Hype is a valuable tool when wielded by skilled craftsmen. In 1983 the Australians hyped their secret keel with devastating effectiveness against Conner and the America's Cup race committee. For the '87 Cup, the six American challengers—not to mention the 10 foreign syndicates—are using various strategies. For the last two years the America II syndicate of the New York Yacht Club has played infinite variations on the theme of its vast experience and bottomless financial resources. From San Diego, Conner has struck fear into faint hearts by increasing his 12-meter navy to a previously inconceivable five boats. The Heart of America syndicate in Chicago claims to have the best sailor in the world, Buddy Melges, as its skipper, and nobody argues. The Eagle syndicate in Newport Beach, Calif., points with pride to its letterhead, which is sprinkled with the names of organizers of the enormously successful Los Angeles Olympics, among them Peter Ueberroth. The Courageous syndicate? Well, Courageous may be an old lady, but she did defend the America's Cup successfully twice, in 1974 and '77.

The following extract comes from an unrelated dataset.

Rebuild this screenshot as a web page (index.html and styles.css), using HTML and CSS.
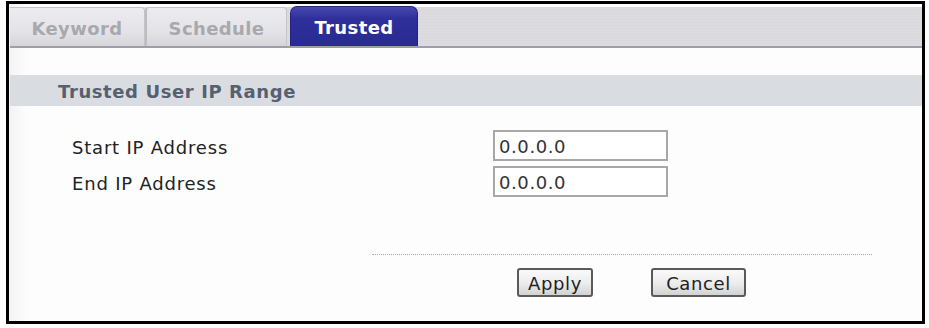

The Golden Gate challenge has hyped its technology. While city slickers in the men's grill at the St. Francis Y.C. may refer to their Twelves as V1 and V2 and brag about the Yankee ingenuity it took to hire a latter-day Wernher von Braun to design their boats, the hype is beginning to work. Oddsmakers in Australia have moved the San Francisco challenge up a notch or two in recent months, and corporate sponsors have begun to climb aboard.
If the hype holds water, if R1 's secret whatsit is worth keeping secret, and if the 1,001 things that can go wrong don't, the 1990 America's Cup will be sailed on San Francisco Bay, and the city that styles itself "the city that knows how" will have a chance to prove it.
R1 (foreground) and E1 sail through the foggy Bay toward their syndicate's namesake.
Meldner (above, left), Mull and Calderon provided the design. Now it's up to Blackaller (in red, with crewman Ken Keefe).
A few weeks before being shipped to Australia, R1 (right), with Blackaller at the helm, led stablemate E1 toward the City by the Bay.
E1's nose job was the result of a collision with R1.